**Supplied material**
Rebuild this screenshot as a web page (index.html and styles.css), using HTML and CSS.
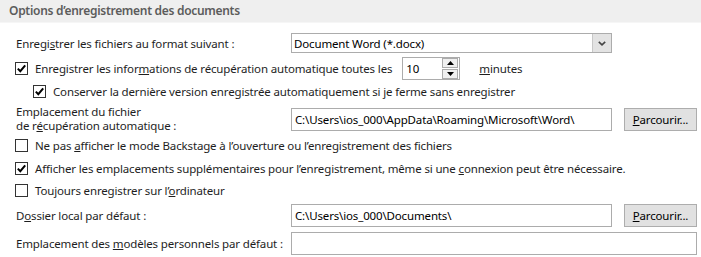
FILE: index.html
```html
<!DOCTYPE html>
<html lang="fr">
<head>
  <meta charset="UTF-8" />
  <title>Options d'enregistrement</title>
  <link rel="stylesheet" href="styles.css">
</head>
<body>
  <div class="section-title">Options d’enregistrement des documents</div>

  <div class="options">
    <!-- format -->
    <div class="row row-format">
      <span class="label">Enregi<u>s</u>trer les fichiers au format suivant :</span>
      <div class="select">
        <span class="select-text">Document Word (*.docx)</span>
        <span class="select-arrow">
          <svg width="8" height="5" viewBox="0 0 8 5"><path d="M0.8 0.8 L4 3.8 L7.2 0.8" fill="none" stroke="#444" stroke-width="1.6"/></svg>
        </span>
      </div>
    </div>

    <!-- autosave -->
    <div class="row row-autosave">
      <span class="check checked">
        <svg width="11" height="11" viewBox="0 0 11 11"><path d="M1.8 5.6 L4.3 8.2 L9.2 2.4" fill="none" stroke="#000" stroke-width="2"/></svg>
      </span>
      <span class="check-text">Enregistrer les infor<u>m</u>ations de récupération automatique toutes les</span>
      <div class="spin">
        <span class="spin-value">10</span>
        <span class="spin-buttons">
          <span class="spin-btn"><svg width="7" height="4" viewBox="0 0 7 4"><path d="M0 4 L3.5 0 L7 4 Z" fill="#000"/></svg></span>
          <span class="spin-btn"><svg width="7" height="4" viewBox="0 0 7 4"><path d="M0 0 L3.5 4 L7 0 Z" fill="#000"/></svg></span>
        </span>
      </div>
      <span class="unit"><u>m</u>inutes</span>
    </div>

    <div class="row row-keep">
      <span class="check checked">
        <svg width="11" height="11" viewBox="0 0 11 11"><path d="M1.8 5.6 L4.3 8.2 L9.2 2.4" fill="none" stroke="#000" stroke-width="2"/></svg>
      </span>
      <span class="check-text">Conserver la dernière version enregistrée automatiquement si je ferme sans enregistrer</span>
    </div>

    <!-- autorecover location -->
    <div class="row row-path">
      <span class="label label-two">Emplacement du fichier<br>de r<u>é</u>cupération automatique :</span>
      <div class="field">C:\Users\ios_000\AppData\Roaming\Microsoft\Word\</div>
      <button class="browse"><u>P</u>arcourir...</button>
    </div>

    <div class="row row-check row-backstage">
      <span class="check"></span>
      <span class="check-text">Ne pas <u>a</u>fficher le mode Backstage à l’ouverture ou l’enregistrement des fichiers</span>
    </div>

    <div class="row row-check row-places">
      <span class="check checked">
        <svg width="11" height="11" viewBox="0 0 11 11"><path d="M1.8 5.6 L4.3 8.2 L9.2 2.4" fill="none" stroke="#000" stroke-width="2"/></svg>
      </span>
      <span class="check-text">Afficher les emplacements supplémentaires pour l’enregistrement, même si une <u>c</u>onnexion peut être nécessaire.</span>
    </div>

    <div class="row row-check row-local">
      <span class="check"></span>
      <span class="check-text">Toujours enregistrer sur l’<u>o</u>rdinateur</span>
    </div>

    <!-- folders -->
    <div class="row row-folder">
      <span class="label">D<u>o</u>ssier local par défaut :</span>
      <div class="field">C:\Users\ios_000\Documents\</div>
      <button class="browse"><u>P</u>arcourir...</button>
    </div>

    <div class="row row-templates">
      <span class="label">Emplacement des <u>m</u>odèles personnels par défaut :</span>
      <div class="field field-wide"></div>
    </div>
  </div>
</body>
</html>
```

FILE: styles.css
```css
* { margin: 0; padding: 0; box-sizing: border-box; }

body {
  font-family: 'Noto Sans', 'Open Sans', sans-serif;
  font-size: 11.5px;
  letter-spacing: -0.15px;
  color: #1e1e1e;
  background: #fff;
  width: 701px;
  height: 257px;
  overflow: hidden;
}

u {
  text-decoration: underline;
  text-underline-offset: 1px;
}

.section-title {
  height: 23px;
  line-height: 22px;
  padding-left: 9px;
  background: #efefef;
  border-bottom: 1px solid #f6f6f6;
  color: #5c5c5c;
  font-size: 12px;
  font-weight: 600;
  letter-spacing: -0.3px;
}

.options {
  display: flex;
  flex-direction: column;
  padding-left: 16px;
}

.row {
  display: flex;
  align-items: center;
}

.label {
  width: 275px;
  flex-shrink: 0;
  white-space: nowrap;
}

.label-two {
  line-height: 14px;
}

/* vertical rhythm of the rows */
.row-format { margin-top: 10px; height: 20px; }
.row-autosave { margin-top: 4px; height: 23px; }
.row-keep { margin-top: 1px; height: 20px; padding-left: 18px; }
.row-path { margin-top: 3px; height: 30px; }
.row-backstage { margin-top: 3px; height: 16px; }
.row-places { margin-top: 7px; height: 16px; }
.row-local { margin-top: 6px; height: 16px; }
.row-folder { margin-top: 6px; height: 23px; }
.row-templates { margin-top: 5px; height: 23px; }

/* dropdown */
.select {
  width: 321px;
  height: 20px;
  border: 1px solid #acacac;
  display: flex;
  align-items: center;
  background: #fff;
}

.select-text {
  flex: 1;
  padding-left: 2px;
  color: #000;
}

.select-arrow {
  width: 19px;
  height: 18px;
  background: #e3e3e3;
  border-left: 1px solid #c8c8c8;
  display: flex;
  align-items: center;
  justify-content: center;
}

/* checkboxes */
.check {
  width: 13px;
  height: 13px;
  border: 1px solid #333;
  background: #fff;
  flex-shrink: 0;
  display: flex;
  align-items: center;
  justify-content: center;
  margin-left: -1px;
}

.check-text {
  margin-left: 7px;
  white-space: nowrap;
}

/* spin box */
.spin {
  margin-left: 10px;
  width: 58px;
  height: 23px;
  border: 1px solid #acacac;
  display: flex;
  align-items: center;
  justify-content: space-between;
}

.spin-value {
  padding-left: 3px;
  color: #000;
}

.spin-buttons {
  display: flex;
  flex-direction: column;
  gap: 1px;
  margin-right: 1px;
}

.spin-btn {
  width: 16px;
  height: 10px;
  background: #f0f0f0;
  border: 1px solid #acacac;
  display: flex;
  align-items: center;
  justify-content: center;
}

.unit {
  margin-left: 19px;
}

/* text fields and buttons */
.field {
  width: 321px;
  height: 23px;
  line-height: 21px;
  border: 1px solid #acacac;
  padding-left: 3px;
  color: #000;
  white-space: nowrap;
  overflow: hidden;
}

.field-wide {
  width: 406px;
}

.browse {
  margin-left: 12px;
  width: 73px;
  height: 23px;
  font-family: inherit;
  font-size: 11.5px;
  letter-spacing: -0.15px;
  color: #000;
  background: #e1e1e1;
  border: 1px solid #adadad;
}
```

**Problem description**
Give every line back word for word and leave the pictures out.

**Solution**
Rebuild this screenshot as a web page (index.html and styles.css), using HTML and CSS.
FILE: index.html
```html
<!DOCTYPE html>
<html lang="fr">
<head>
  <meta charset="UTF-8" />
  <title>Options d'enregistrement</title>
  <link rel="stylesheet" href="styles.css">
</head>
<body>
  <div class="section-title">Options d’enregistrement des documents</div>

  <div class="options">
    <!-- format -->
    <div class="row row-format">
      <span class="label">Enregi<u>s</u>trer les fichiers au format suivant :</span>
      <div class="select">
        <span class="select-text">Document Word (*.docx)</span>
        <span class="select-arrow">
          <svg width="8" height="5" viewBox="0 0 8 5"><path d="M0.8 0.8 L4 3.8 L7.2 0.8" fill="none" stroke="#444" stroke-width="1.6"/></svg>
        </span>
      </div>
    </div>

    <!-- autosave -->
    <div class="row row-autosave">
      <span class="check checked">
        <svg width="11" height="11" viewBox="0 0 11 11"><path d="M1.8 5.6 L4.3 8.2 L9.2 2.4" fill="none" stroke="#000" stroke-width="2"/></svg>
      </span>
      <span class="check-text">Enregistrer les infor<u>m</u>ations de récupération automatique toutes les</span>
      <div class="spin">
        <span class="spin-value">10</span>
        <span class="spin-buttons">
          <span class="spin-btn"><svg width="7" height="4" viewBox="0 0 7 4"><path d="M0 4 L3.5 0 L7 4 Z" fill="#000"/></svg></span>
          <span class="spin-btn"><svg width="7" height="4" viewBox="0 0 7 4"><path d="M0 0 L3.5 4 L7 0 Z" fill="#000"/></svg></span>
        </span>
      </div>
      <span class="unit"><u>m</u>inutes</span>
    </div>

    <div class="row row-keep">
      <span class="check checked">
        <svg width="11" height="11" viewBox="0 0 11 11"><path d="M1.8 5.6 L4.3 8.2 L9.2 2.4" fill="none" stroke="#000" stroke-width="2"/></svg>
      </span>
      <span class="check-text">Conserver la dernière version enregistrée automatiquement si je ferme sans enregistrer</span>
    </div>

    <!-- autorecover location -->
    <div class="row row-path">
      <span class="label label-two">Emplacement du fichier<br>de r<u>é</u>cupération automatique :</span>
      <div class="field">C:\Users\ios_000\AppData\Roaming\Microsoft\Word\</div>
      <button class="browse"><u>P</u>arcourir...</button>
    </div>

    <div class="row row-check row-backstage">
      <span class="check"></span>
      <span class="check-text">Ne pas <u>a</u>fficher le mode Backstage à l’ouverture ou l’enregistrement des fichiers</span>
    </div>

    <div class="row row-check row-places">
      <span class="check checked">
        <svg width="11" height="11" viewBox="0 0 11 11"><path d="M1.8 5.6 L4.3 8.2 L9.2 2.4" fill="none" stroke="#000" stroke-width="2"/></svg>
      </span>
      <span class="check-text">Afficher les emplacements supplémentaires pour l’enregistrement, même si une <u>c</u>onnexion peut être nécessaire.</span>
    </div>

    <div class="row row-check row-local">
      <span class="check"></span>
      <span class="check-text">Toujours enregistrer sur l’<u>o</u>rdinateur</span>
    </div>

    <!-- folders -->
    <div class="row row-folder">
      <span class="label">D<u>o</u>ssier local par défaut :</span>
      <div class="field">C:\Users\ios_000\Documents\</div>
      <button class="browse"><u>P</u>arcourir...</button>
    </div>

    <div class="row row-templates">
      <span class="label">Emplacement des <u>m</u>odèles personnels par défaut :</span>
      <div class="field field-wide"></div>
    </div>
  </div>
</body>
</html>
```

FILE: styles.css
```css
* { margin: 0; padding: 0; box-sizing: border-box; }

body {
  font-family: 'Noto Sans', 'Open Sans', sans-serif;
  font-size: 11.5px;
  letter-spacing: -0.15px;
  color: #1e1e1e;
  background: #fff;
  width: 701px;
  height: 257px;
  overflow: hidden;
}

u {
  text-decoration: underline;
  text-underline-offset: 1px;
}

.section-title {
  height: 23px;
  line-height: 22px;
  padding-left: 9px;
  background: #efefef;
  border-bottom: 1px solid #f6f6f6;
  color: #5c5c5c;
  font-size: 12px;
  font-weight: 600;
  letter-spacing: -0.3px;
}

.options {
  display: flex;
  flex-direction: column;
  padding-left: 16px;
}

.row {
  display: flex;
  align-items: center;
}

.label {
  width: 275px;
  flex-shrink: 0;
  white-space: nowrap;
}

.label-two {
  line-height: 14px;
}

/* vertical rhythm of the rows */
.row-format { margin-top: 10px; height: 20px; }
.row-autosave { margin-top: 4px; height: 23px; }
.row-keep { margin-top: 1px; height: 20px; padding-left: 18px; }
.row-path { margin-top: 3px; height: 30px; }
.row-backstage { margin-top: 3px; height: 16px; }
.row-places { margin-top: 7px; height: 16px; }
.row-local { margin-top: 6px; height: 16px; }
.row-folder { margin-top: 6px; height: 23px; }
.row-templates { margin-top: 5px; height: 23px; }

/* dropdown */
.select {
  width: 321px;
  height: 20px;
  border: 1px solid #acacac;
  display: flex;
  align-items: center;
  background: #fff;
}

.select-text {
  flex: 1;
  padding-left: 2px;
  color: #000;
}

.select-arrow {
  width: 19px;
  height: 18px;
  background: #e3e3e3;
  border-left: 1px solid #c8c8c8;
  display: flex;
  align-items: center;
  justify-content: center;
}

/* checkboxes */
.check {
  width: 13px;
  height: 13px;
  border: 1px solid #333;
  background: #fff;
  flex-shrink: 0;
  display: flex;
  align-items: center;
  justify-content: center;
  margin-left: -1px;
}

.check-text {
  margin-left: 7px;
  white-space: nowrap;
}

/* spin box */
.spin {
  margin-left: 10px;
  width: 58px;
  height: 23px;
  border: 1px solid #acacac;
  display: flex;
  align-items: center;
  justify-content: space-between;
}

.spin-value {
  padding-left: 3px;
  color: #000;
}

.spin-buttons {
  display: flex;
  flex-direction: column;
  gap: 1px;
  margin-right: 1px;
}

.spin-btn {
  width: 16px;
  height: 10px;
  background: #f0f0f0;
  border: 1px solid #acacac;
  display: flex;
  align-items: center;
  justify-content: center;
}

.unit {
  margin-left: 19px;
}

/* text fields and buttons */
.field {
  width: 321px;
  height: 23px;
  line-height: 21px;
  border: 1px solid #acacac;
  padding-left: 3px;
  color: #000;
  white-space: nowrap;
  overflow: hidden;
}

.field-wide {
  width: 406px;
}

.browse {
  margin-left: 12px;
  width: 73px;
  height: 23px;
  font-family: inherit;
  font-size: 11.5px;
  letter-spacing: -0.15px;
  color: #000;
  background: #e1e1e1;
  border: 1px solid #adadad;
}
```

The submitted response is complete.